Lee County Commission chairman Kevin Ruane sent a follow-up letter last Tuesday after watching the Army Corps web meeting the previous day.
“Lee County was closely following the Army Corps web meeting on August 9th and remains frustrated with the direction of the ‘preferred alternative’ and the optimization process.” Ruane wrote. “Lee County remains deeply disappointed with the starting point for optimization and we remain concerned about how the ‘optimization’ will go over the next two months.”
He reiterated the county’s arguments against additional flows to the west and concluded with general dissatisfaction with the progress of the process.
“Continuing the path you have shown has done little to alleviate our concerns.” Ruane wrote. “We are still frustrated with the process and the outcome. We sincerely hope that appropriate changes will be made to balance Lake Operations. ”
The corps must have a new 10-year management plan that can be implemented by the end of 2022 when the construction of the Herbert Hoover dike is completed.
The Corps considered six options and says Alternative CC is meeting 10 of its 11 stated management goals.

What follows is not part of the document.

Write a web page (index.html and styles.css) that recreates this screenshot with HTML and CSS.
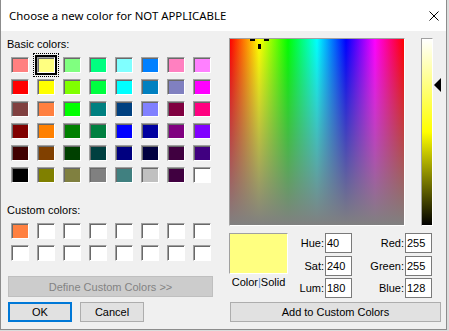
FILE: index.html
```html
<!DOCTYPE html>
<html lang="en">

<head>
    <meta charset="UTF-8">
    <title>Color</title>
    <link rel="stylesheet" href="styles.css">
</head>

<body>
    <div class="window">
        <div class="titlebar">
            <span class="title">Choose a new color for NOT APPLICABLE</span>
            <svg class="close" width="10" height="10" viewBox="0 0 10 10">
                <path d="M0.5 0.5 L9.5 9.5 M9.5 0.5 L0.5 9.5" stroke="#000" stroke-width="1" fill="none" />
            </svg>
        </div>
        <div class="dialog">
            <div class="left">
                <div class="label">Basic colors:</div>
                <div class="swatches" id="basicColors"></div>
                <div class="label custom-label">Custom colors:</div>
                <div class="swatches" id="customColors"></div>
                <button class="btn define" disabled>Define Custom Colors &gt;&gt;</button>
                <div class="button-row">
                    <button class="btn default">OK</button>
                    <button class="btn">Cancel</button>
                </div>
            </div>
            <div class="right">
                <div class="picker-row">
                    <div class="spectrum">
                        <div class="cross cross-left"></div>
                        <div class="cross cross-right"></div>
                        <div class="cross cross-bottom"></div>
                    </div>
                    <div class="lum-bar"></div>
                    <div class="lum-arrow"></div>
                </div>
                <div class="values">
                    <div class="preview-col">
                        <div class="preview"></div>
                        <div class="caption">Color<span class="sep">|</span>Solid</div>
                    </div>
                    <label class="field-label">Hue:</label>
                    <input class="field" value="40">
                    <label class="field-label">Red:</label>
                    <input class="field" value="255">
                    <label class="field-label">Sat:</label>
                    <input class="field" value="240">
                    <label class="field-label">Green:</label>
                    <input class="field" value="255">
                    <label class="field-label">Lum:</label>
                    <input class="field" value="180">
                    <label class="field-label">Blue:</label>
                    <input class="field" value="128">
                </div>
                <button class="btn add">Add to Custom Colors</button>
            </div>
        </div>
    </div>

    <script>
        const basic = [
            '#ff8080', '#ffff80', '#80ff80', '#00ff80', '#80ffff', '#0080ff', '#ff80c0', '#ff80ff',
            '#ff0000', '#ffff00', '#80ff00', '#00ff40', '#00ffff', '#0080c0', '#8080c0', '#ff00ff',
            '#804040', '#ff8040', '#00ff00', '#008080', '#004080', '#8080ff', '#800040', '#ff0080',
            '#800000', '#ff8000', '#008000', '#008040', '#0000ff', '#0000a0', '#800080', '#8000ff',
            '#400000', '#804000', '#004000', '#004040', '#000080', '#000040', '#400040', '#400080',
            '#000000', '#808000', '#808040', '#808080', '#408080', '#c0c0c0', '#400040', '#ffffff'
        ];
        const custom = ['#ff8040'];

        function fillSwatches(id, colors, count, selected) {
            const grid = document.getElementById(id);
            for (let i = 0; i < count; i++) {
                const cell = document.createElement('div');
                cell.className = 'swatch' + (i === selected ? ' selected' : '');
                cell.style.background = colors[i] || '#ffffff';
                grid.appendChild(cell);
            }
        }

        fillSwatches('basicColors', basic, 48, 1);
        fillSwatches('customColors', custom, 16, -1);
    </script>
</body>

</html>
```

FILE: styles.css
```css
body {
    margin: 0;
    background: #dcdcdc;
    font-family: "Liberation Sans", Arial, sans-serif;
    font-size: 11px;
    color: #000;
}

.window {
    width: 447px;
    height: 330px;
    box-sizing: border-box;
    background: #f0f0f0;
    border: 1px solid #8c8c8c;
    border-top: none;
}

.titlebar {
    height: 31px;
    background: #fff;
    display: flex;
    align-items: center;
    justify-content: space-between;
    padding: 0 7px 0 8px;
}

.title {
    font-family: "Noto Sans", sans-serif;
    font-size: 11.4px;
}

.dialog {
    display: flex;
    padding-top: 7px;
}

.left {
    width: 228px;
    box-sizing: border-box;
    padding-left: 6px;
    display: flex;
    flex-direction: column;
    align-items: flex-start;
}

.label {
    line-height: 13px;
}

.custom-label {
    margin-top: 21px;
}

.swatches {
    display: grid;
    grid-template-columns: repeat(8, 18px);
    grid-auto-rows: 16px;
    column-gap: 8px;
    row-gap: 6px;
    margin: 6px 0 0 4px;
}

.swatch {
    box-sizing: border-box;
    border: 1px solid;
    border-color: #a0a0a0 #fff #fff #a0a0a0;
    box-shadow: inset 1px 1px #696969;
}

.swatch.selected {
    box-shadow: inset 1px 1px #696969, 0 0 0 2px #000;
    outline: 1px dotted #000;
    outline-offset: 3px;
}

.btn {
    font-family: "Liberation Sans", Arial, sans-serif;
    font-size: 11px;
    color: #000;
    background: #e1e1e1;
    border: 1px solid #adadad;
    height: 20px;
    padding: 0;
    margin: 0;
}

.define {
    width: 205px;
    height: 21px;
    margin: 15px 0 0 1px;
    background: #cccccc;
    border-color: #bfbfbf;
    color: #838383;
}

.button-row {
    display: flex;
    gap: 8px;
    margin: 5px 0 0 1px;
}

.button-row .btn {
    width: 64px;
}

.btn.default {
    border: 2px solid #0078d7;
}

.right {
    display: flex;
    flex-direction: column;
    align-items: flex-start;
}

.picker-row {
    display: flex;
    align-items: flex-start;
    height: 188px;
}

.spectrum {
    position: relative;
    width: 176px;
    height: 188px;
    box-sizing: border-box;
    border: 1px solid;
    border-color: #a0a0a0 #fff #fff #a0a0a0;
    background:
        linear-gradient(to bottom, rgba(128, 128, 128, 0), #808080),
        linear-gradient(to right, #f00, #ff0, #0f0, #0ff, #00f, #f0f, #f00);
}

.cross {
    position: absolute;
    background: #000;
}

.cross-left {
    left: 20px;
    top: 0;
    width: 5px;
    height: 2px;
}

.cross-right {
    left: 34px;
    top: 0;
    width: 5px;
    height: 2px;
}

.cross-bottom {
    left: 28px;
    top: 5px;
    width: 3px;
    height: 5px;
}

.lum-bar {
    width: 12px;
    height: 188px;
    margin-left: 16px;
    box-sizing: border-box;
    border: 1px solid;
    border-color: #a0a0a0 #fff #fff #a0a0a0;
    background: linear-gradient(to bottom, #fff, #ff0 50%, #000);
}

.lum-arrow {
    width: 0;
    height: 0;
    margin: 40px 0 0 1px;
    border-top: 7px solid transparent;
    border-bottom: 7px solid transparent;
    border-right: 7px solid #000;
}

.values {
    display: grid;
    grid-template-columns: 59px 37px 27px 53px 27px;
    grid-template-rows: 23px 22px 20px;
    margin-top: 7px;
}

.preview-col {
    grid-row: 1 / 4;
    display: flex;
    flex-direction: column;
    align-items: center;
}

.preview {
    width: 59px;
    height: 41px;
    box-sizing: border-box;
    border: 1px solid;
    border-color: #a0a0a0 #fff #fff #a0a0a0;
    background: #ffff80;
}

.caption {
    margin-top: 2px;
    line-height: 13px;
}

.sep {
    color: #5b8fd6;
}

.field-label {
    text-align: right;
    padding-right: 1px;
    line-height: 20px;
    height: 20px;
}

.field {
    width: 27px;
    height: 20px;
    box-sizing: border-box;
    border: 1px solid #7a7a7a;
    padding: 0 1px;
    margin: 0;
    font-family: "Liberation Sans", Arial, sans-serif;
    font-size: 11px;
    color: #000;
    background: #fff;
}

.add {
    width: 211px;
    margin: 4px 0 0 1px;
}
```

These goals include the continuous protection of the dike surrounding the lake and the associated flood protection; Reducing the risk of algal blooms in the lake and in the affected estuaries; Improving the ecology of the lake, the St. Lucie and Caloosahatchee Estuaries, and South Florida by sending more water south to help the Glades; and maintaining Congress-approved navigation and recreation projects.